Much-awaited Mexico tax reform sent to lawmakers

21 Jun, 2007

Mexican President Felipe Calderon's government on Wednesday submitted to Congress a long-awaited proposal to boost tax income and wean the country of oil revenues. Mexico has one of the lowest tax rates in Latin America, and sorely needs a fiscal overhaul to boost income.
Winning congressional approval a the tax package is a top priority for Calderon, who won last year's presidential elections by less than a percentage point. The government said in a letter to lawmakers that it sought a flat tax on businesses. A government official also said a tax of 2 percent on monthly cash bank deposits of more than 20,000 pesos ($1,860) was also in the package.
A 20-percent levy on gaming was also being discussed for inclusion in the bill. Finance Minister Agustin Carstens was to hold a news conference later on Wednesday to disclose details of the bill, which the government hopes will be approved by September.
Mexico, a major supplier of crude to the United States, fears its oil wealth will drop as the giant Cantarell field in the Gulf of Mexico runs dry in the coming years. Oil revenues have long funded about a third of Mexico's budget, but at the cost of depriving state oil monopoly Pemex of vital funds for investment.
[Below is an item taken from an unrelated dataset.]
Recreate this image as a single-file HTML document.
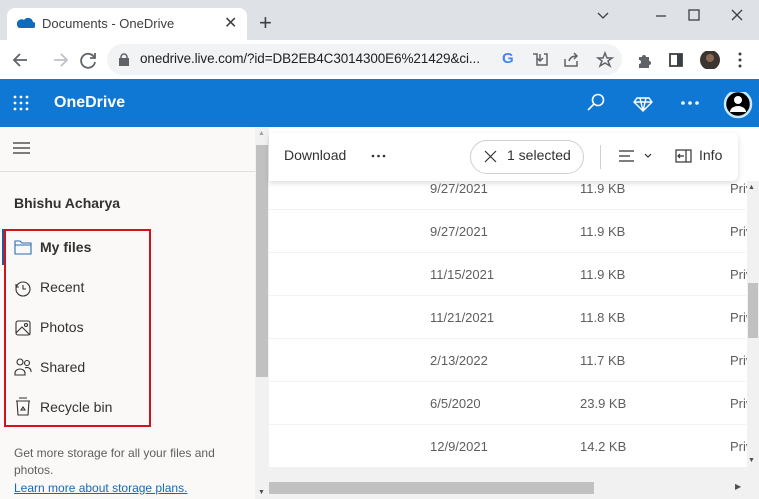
<!DOCTYPE html>
<html><head><style>
*{margin:0;padding:0;box-sizing:border-box}
body{width:759px;height:499px;overflow:hidden;position:relative;font-family:"Segoe UI","Liberation Sans",sans-serif;background:#fff;color:#323130}
.a{position:absolute}
.t{font-size:14px;white-space:nowrap}
.g{color:#605e5c;font-size:13px}
</style></head><body>
<div class="a" style="left:0;top:0;width:759px;height:40px;background:#dee1e6"></div>
<div class="a" style="left:7px;top:8px;width:240px;height:34px;background:#fff;border-radius:8px 8px 0 0"></div>
<svg class="a" style="left:17px;top:17px" width="18" height="12"><path d="M2 11h14a3 3 0 0 0 0-6 5 5 0 0 0-9-2 4 4 0 0 0-5 8z" fill="#0f6cbd"/></svg>
<div class="a t" style="left:42px;top:16px;font-size:13px;color:#3c4043">Documents - OneDrive</div>
<div class="a" style="left:224px;top:13px;font-size:16px;color:#3c4043">✕</div>
<div class="a" style="left:259px;top:10px;font-size:22px;color:#3c4043">+</div>
<svg class="a" style="left:596px;top:8px" width="150" height="16" stroke="#3c4043" fill="none" stroke-width="1.3"><path d="M2 5l5 5 5-5"/><path d="M60 8h10"/><rect x="93" y="2" width="10" height="10"/><path d="M136 2l10 10M146 2l-10 10"/></svg>
<div class="a" style="left:0;top:40px;width:759px;height:39px;background:#fff"></div>
<svg class="a" style="left:10px;top:50px" width="90" height="20" stroke="#5f6368" fill="none" stroke-width="1.8"><path d="M17 10H4M10 4l-6 6 6 6"/><path d="M44 10h13M51 4l6 6-6 6" stroke="#bdc1c6"/><path d="M84 7a7 7 0 1 0 1 5"/><path d="M85 3v5h-5"/></svg>
<div class="a" style="left:107px;top:44px;width:515px;height:31px;background:#f1f3f4;border-radius:16px"></div>
<svg class="a" style="left:118px;top:53px" width="12" height="13"><rect x="1" y="5" width="10" height="8" fill="#5f6368"/><path d="M3 6V4a3 3 0 0 1 6 0v2" stroke="#5f6368" fill="none" stroke-width="1.5"/></svg>
<div class="a t" style="left:140px;top:51px;font-size:13.5px;color:#202124;letter-spacing:-0.1px">onedrive.live.com/?id=DB2EB4C3014300E6%21429&amp;ci...</div>
<div class="a" style="left:502px;top:50px;font-weight:bold;font-size:15px;color:#4285f4">G</div>
<svg class="a" style="left:531px;top:51px" width="90" height="18" stroke="#5f6368" fill="none" stroke-width="1.5"><path d="M2 3h4v11h10V3h-3M9 3v7M6 7l3 3 3-3"/><path d="M34 8v7h12v-5M38 10c1-4 4-5 8-5M43 2l3 3-3 3"/><path d="M74 2l2 5h5l-4 3 2 5-5-3-5 3 2-5-4-3h5z"/></svg>
<svg class="a" style="left:636px;top:51px" width="110" height="18"><path d="M3 6h3a2 2 0 0 1 4 0h3v4a2 2 0 0 1 0 4v3H3v-4a2 2 0 0 0 0-4z" fill="#5f6368"/><rect x="34" y="3" width="12" height="12" stroke="#3c4043" fill="none" stroke-width="1.8"/><rect x="41" y="3" width="5" height="12" fill="#3c4043"/><circle cx="74" cy="9" r="10" fill="#3a3530"/><circle cx="74" cy="7" r="4" fill="#8a6a55"/><circle cx="104" cy="3" r="1.5" fill="#3c4043"/><circle cx="104" cy="9" r="1.5" fill="#3c4043"/><circle cx="104" cy="15" r="1.5" fill="#3c4043"/></svg>
<div class="a" style="left:0;top:79px;width:759px;height:48px;background:#0f78d4"></div>
<svg class="a" style="left:13px;top:95px" width="18" height="18" fill="#fff"><circle cx="2" cy="2" r="1.4"/><circle cx="8" cy="2" r="1.4"/><circle cx="14" cy="2" r="1.4"/><circle cx="2" cy="8" r="1.4"/><circle cx="8" cy="8" r="1.4"/><circle cx="14" cy="8" r="1.4"/><circle cx="2" cy="14" r="1.4"/><circle cx="8" cy="14" r="1.4"/><circle cx="14" cy="14" r="1.4"/></svg>
<div class="a" style="left:54px;top:94px;font-size:16px;font-weight:bold;color:#fff">OneDrive</div>
<svg class="a" style="left:585px;top:92px" width="170" height="30" fill="none" stroke="#fff" stroke-width="1.6"><circle cx="13" cy="8" r="5.5"/><path d="M9 12l-6 6"/><path d="M52 6h12l3 4-9 9-9-9z M49 10h18M55 6l3 13 3-13" stroke-width="1.4"/><circle cx="98" cy="11" r="1" fill="#fff"/><circle cx="105" cy="11" r="1" fill="#fff"/><circle cx="112" cy="11" r="1" fill="#fff"/><circle cx="153" cy="12" r="13" fill="#000" stroke="#cce8ff" stroke-width="2.5"/><circle cx="153" cy="8" r="4" fill="#fff" stroke="none"/><path d="M145 20a8 6 0 0 1 16 0z" fill="#fff" stroke="none"/></svg>
<div class="a" style="left:0;top:127px;width:255px;height:372px;background:#faf9f8"></div>
<svg class="a" style="left:13px;top:142px" width="18" height="13" stroke="#323130" stroke-width="1.2"><path d="M0 1h17M0 6h17M0 11h17"/></svg>
<div class="a" style="left:0;top:171px;width:255px;height:1px;background:#e1dfdd"></div>
<div class="a t" style="left:14px;top:195px;font-weight:bold;font-size:14px">Bhishu Acharya</div>
<div class="a" style="left:2px;top:229px;width:3px;height:36px;background:#2b579a"></div>
<div class="a" style="left:4px;top:229px;width:147px;height:198px;border:2.5px solid #d3121e"></div>
<svg class="a" style="left:14px;top:238px" width="18" height="180" fill="none" stroke="#323130" stroke-width="1.1"><path d="M1 3h5l2 2h9v11H1z M1 7h16" stroke="#2b6cb0"/><circle cx="9" cy="51" r="7"/><path d="M9 47v4h3M2 46v3h3"/><rect x="2" y="83" width="14" height="14" rx="2"/><path d="M2 95l6-6 8 8"/><circle cx="12" cy="87" r="1.5"/><circle cx="6" cy="124" r="3"/><circle cx="13" cy="125" r="2.5"/><path d="M1 135a5 4 0 0 1 10 0v2H1zM11 130a4 4 0 0 1 6 4"/><path d="M2 163h14M3 163l1 14h10l1-14M5 160h8"/><path d="M7 172l2-3 2 3z"/></svg>
<div class="a t" style="left:40px;top:239px;font-weight:bold">My files</div>
<div class="a t" style="left:40px;top:279px">Recent</div>
<div class="a t" style="left:40px;top:319px">Photos</div>
<div class="a t" style="left:40px;top:359px">Shared</div>
<div class="a t" style="left:40px;top:399px">Recycle bin</div>
<div class="a" style="left:14px;top:445px;font-size:12px;color:#605e5c;line-height:16.5px;width:230px">Get more storage for all your files and photos.</div>
<div class="a" style="left:14px;top:481px;font-size:12px;color:#0f6cbd;text-decoration:underline;white-space:nowrap">Learn more about storage plans.</div>
<div class="a" style="left:255px;top:127px;width:14px;height:372px;background:#f1f1f1"></div>
<div class="a" style="left:256px;top:145px;width:12px;height:232px;background:#c1c1c1"></div>
<div class="a" style="left:258px;top:130px;font-size:7px;color:#a3a3a3">▲</div>
<div class="a" style="left:258px;top:489px;font-size:7px;color:#505050">▼</div>
<div class="a" style="left:269px;top:127px;width:490px;height:372px;background:#fff"></div>
<div class="a" style="left:269px;top:133px;width:469px;height:48px;background:#fff;box-shadow:0 2px 6px rgba(0,0,0,.15);border-radius:0 6px 6px 0"></div>
<div class="a t" style="left:284px;top:147px">Download</div>
<svg class="a" style="left:371px;top:154px" width="16" height="4" fill="#323130"><circle cx="2" cy="2" r="1.3"/><circle cx="7.5" cy="2" r="1.3"/><circle cx="13" cy="2" r="1.3"/></svg>
<div class="a" style="left:470px;top:140px;width:114px;height:34px;border:1px solid #d2d0ce;border-radius:17px"></div>
<svg class="a" style="left:484px;top:150px" width="13" height="13" stroke="#323130" stroke-width="1.2"><path d="M1 1l11 11M12 1L1 12"/></svg>
<div class="a t" style="left:507px;top:147px">1 selected</div>
<div class="a" style="left:600px;top:145px;width:1px;height:24px;background:#d2d0ce"></div>
<svg class="a" style="left:618px;top:149px" width="40" height="14" stroke="#323130" stroke-width="1.2" fill="none"><path d="M1 2h15M1 7h11M1 12h15M27 5l3 3 3-3"/></svg>
<svg class="a" style="left:675px;top:149px" width="18" height="14" stroke="#323130" stroke-width="1.2" fill="none"><rect x="1" y="1" width="15" height="12"/><path d="M11 1v12M3 7h6M5 5l-2 2 2 2"/></svg>
<div class="a t" style="left:699px;top:147px">Info</div>
<div class="a" style="left:269px;top:209px;width:477px;height:1px;background:#f3f2f1"></div>
<div class="a" style="left:269px;top:252px;width:477px;height:1px;background:#f3f2f1"></div>
<div class="a" style="left:269px;top:295px;width:477px;height:1px;background:#f3f2f1"></div>
<div class="a" style="left:269px;top:338px;width:477px;height:1px;background:#f3f2f1"></div>
<div class="a" style="left:269px;top:381px;width:477px;height:1px;background:#f3f2f1"></div>
<div class="a" style="left:269px;top:424px;width:477px;height:1px;background:#f3f2f1"></div>
<div class="a g" style="left:430px;top:181px">9/27/2021</div><div class="a g" style="left:580px;top:181px">11.9 KB</div><div class="a g" style="left:730px;top:181px">Priv</div>
<div class="a g" style="left:430px;top:224px">9/27/2021</div><div class="a g" style="left:580px;top:224px">11.9 KB</div><div class="a g" style="left:730px;top:224px">Priv</div>
<div class="a g" style="left:430px;top:267px">11/15/2021</div><div class="a g" style="left:580px;top:267px">11.9 KB</div><div class="a g" style="left:730px;top:267px">Priv</div>
<div class="a g" style="left:430px;top:310px">11/21/2021</div><div class="a g" style="left:580px;top:310px">11.8 KB</div><div class="a g" style="left:730px;top:310px">Priv</div>
<div class="a g" style="left:430px;top:353px">2/13/2022</div><div class="a g" style="left:580px;top:353px">11.7 KB</div><div class="a g" style="left:730px;top:353px">Priv</div>
<div class="a g" style="left:430px;top:396px">6/5/2020</div><div class="a g" style="left:580px;top:396px">23.9 KB</div><div class="a g" style="left:730px;top:396px">Priv</div>
<div class="a g" style="left:430px;top:439px">12/9/2021</div><div class="a g" style="left:580px;top:439px">14.2 KB</div><div class="a g" style="left:730px;top:439px">Priv</div>
<div class="a" style="left:747px;top:181px;width:12px;height:286px;background:#f1f1f1"></div>
<div class="a" style="left:748px;top:283px;width:10px;height:55px;background:#c1c1c1"></div>
<div class="a" style="left:748px;top:184px;font-size:7px;color:#505050">▲</div>
<div class="a" style="left:748px;top:457px;font-size:7px;color:#505050">▼</div>
<div class="a" style="left:269px;top:467px;width:490px;height:32px;background:#f1f1f1"></div>
<div class="a" style="left:269px;top:482px;width:325px;height:12px;background:#c1c1c1"></div>
<div class="a" style="left:735px;top:482px;font-size:8px;color:#505050">▶</div>
</body></html>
The ruling conservative National Action Party is the biggest group in Congress but Calderon needs help from opposition lawmakers to pass the tax bill. His predecessor Vicente Fox failed to get any meaningful economic reform through a hostile Congress in his six years in office.
Many investors expect credit ratings agencies to increase Mexico's debt rating, which would lower the country's borrowing costs, if Congress substantially increases revenues. Mexican stocks retreated slightly and the peso traded flat on Wednesday morning.